- Founded: 1980
- Founder: Chris Palmer
- Status: Defunct
- Distributors: Pinnacle, PRT
- Genre: Disco, funk
- Country of origin: England
- Location: London

= Groove Production =

British record label

Groove Production was a record label formed by Chris Palmer. The majority of recordings were in the dance and disco genre. Artists to have their material released on the label include Bunny Brown, Cayenne, T. C. Curtis, The Evasions, K.I.D., Morrissey-Mullen, Surface Noise, and Linda Taylor. Hits that came though the label include "Body Shake", "(You're) In The Pocket", "You and Me Just Started", "Roberto Who?" and "Wikka Wrap" etc.

==Background==
The founder of the label was Chris Palmer the owner of Groove Records in Soho's Greek Street.

Following what was described by Record Business as the runaway indie success of the song "Wikka Wrap", the label issued their first album in mid-1981 which was Roberto Who? by Cayenne.

The Groove Production recording artist Surface Noise was a pseudonym for Chris Palmer. The track "The Scratch" which is credited to his pseudonym is listed at no. 12 on the Classic Pop Top 20 80s pop instrumentals list in 2022. This was Palmer's first production for the label and he played most of the instruments on the recording.

==History==
===1980===
Surface Noise's "The Scratch" was released on Groove Production GP 101 in May 1980. It was reviewed in the May 24, 1980 issue of Record Mirror. The prediction was that it was going to be huge. And on that week it had moved up from no. 84 to no. 50 in the Disco Top 90 chart.

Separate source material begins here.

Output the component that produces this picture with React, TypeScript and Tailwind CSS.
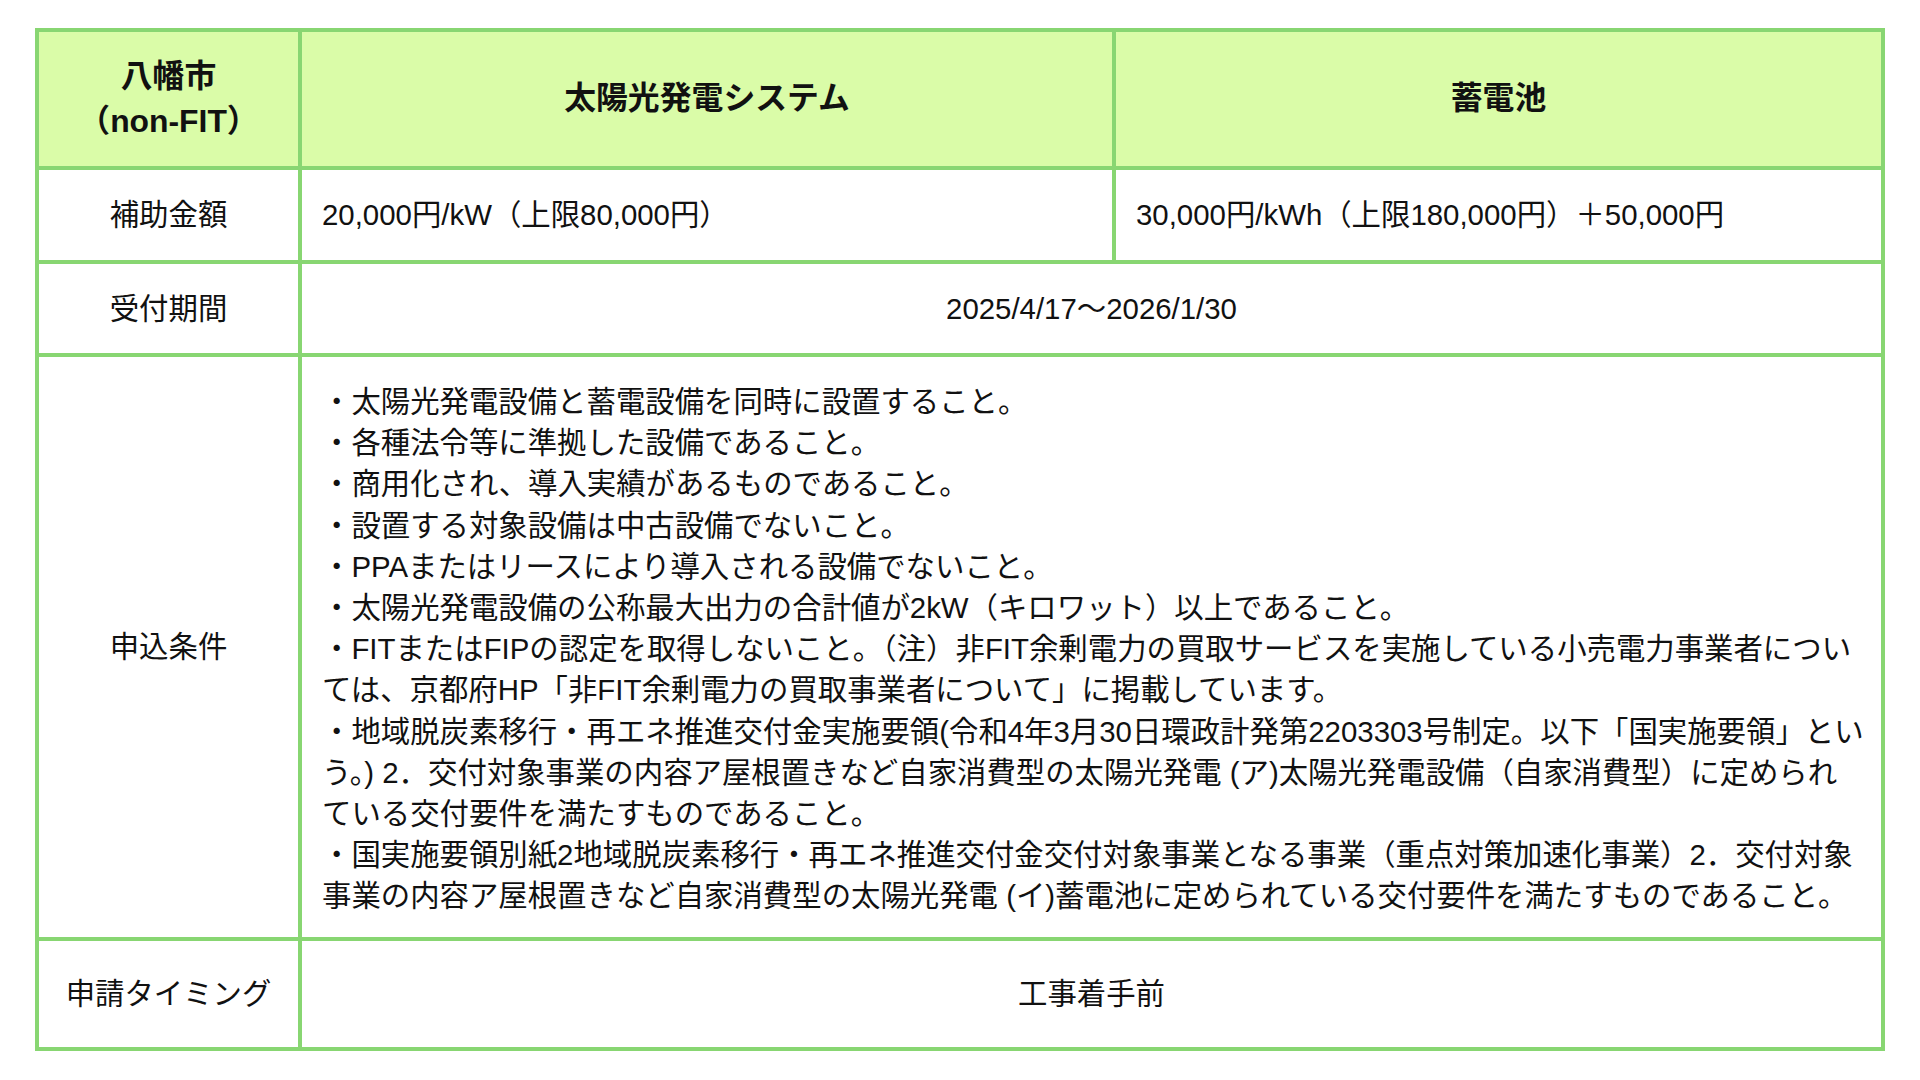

It was noted by Record Mirror in the August 16 issue that Surface Noise's "Dancin' On a Wire" bw "Love Groove" was a breaker.

Bunny Brown recorded "Strawberry Letter 23" which was released in 12" vinyl format on Groove Production GP 103 in 1980.

===1981===
The Roberto Who? album by Cayenne was released on Groove Production GPLP 30 in June 1981. It featured Linda Taylor on vocals. Cayenne's single "Roberto Who?", credited to Cayenne featuring Linda Taylor debuted no. 30 in the Record Business Disco Top 50 chart on the week of July 20.

Music trade magazine Record Business had published their quarterly survey in their July 20, 1981 issue. The single "Wikka Wrap" was at no. 3 in the Top Disco / Soul Singles and no. 27 in the Top 30 Indie Singles.

Linda Taylor recorded the song "(You're) In The Pocket" which was released on a 12" single on Groove Production GP 109. It debuted at no. 48 in the Record Business Disco Top 50 chart on the week of September 21. On the week of October 5, it had moved up to no. 31.

===1982===
"Body Shake" by T. C. Curtis made its debut at no. 14 on the Record Business Twelve Inchers chart on the week of January 11. It was also at its fourth week in the magazine's Disco Top 50 chart and had moved up from no. 45 to no. 23.

It was noted in the February 8, 1982 issue of Record Business that Chris Palmer had returned to the UK from Midem where he had set up world-wide licensing deals for Linda Taylor's new album Taylor Made which hadn't yet been completed.

It was reported in the April 19, 1982, issue of Record Business that Groove Productions formerly known as Groove Records had stopped using Pinnacle as their distributor and were now using PRT. The first album to come through the new distributor for the 23rd of that month was the Taylor Made album.

Linda Taylor's "You and Me Just Started" did well for the label. It peaked at no. 8 in the Record Business Disco Top 50 on the week of May 24. It also peaked at no. 5 in the Twelve Inchers chart that week, It spent a total of eleven weeks in the Disco Top 50. It was also a success in the United States on the Dance / Disco Top 80 chart, spending a total of fourteen weeks on the chart, where it peaked at no. 13.

According to James Hamilton in the September 28 issue of Record Mirror, The Evasions were following up on their previous release with "The Passage". It was reviewed in the October 16 issue of Record Mirror. It was released on Groove Production GP 114 T in 12" format.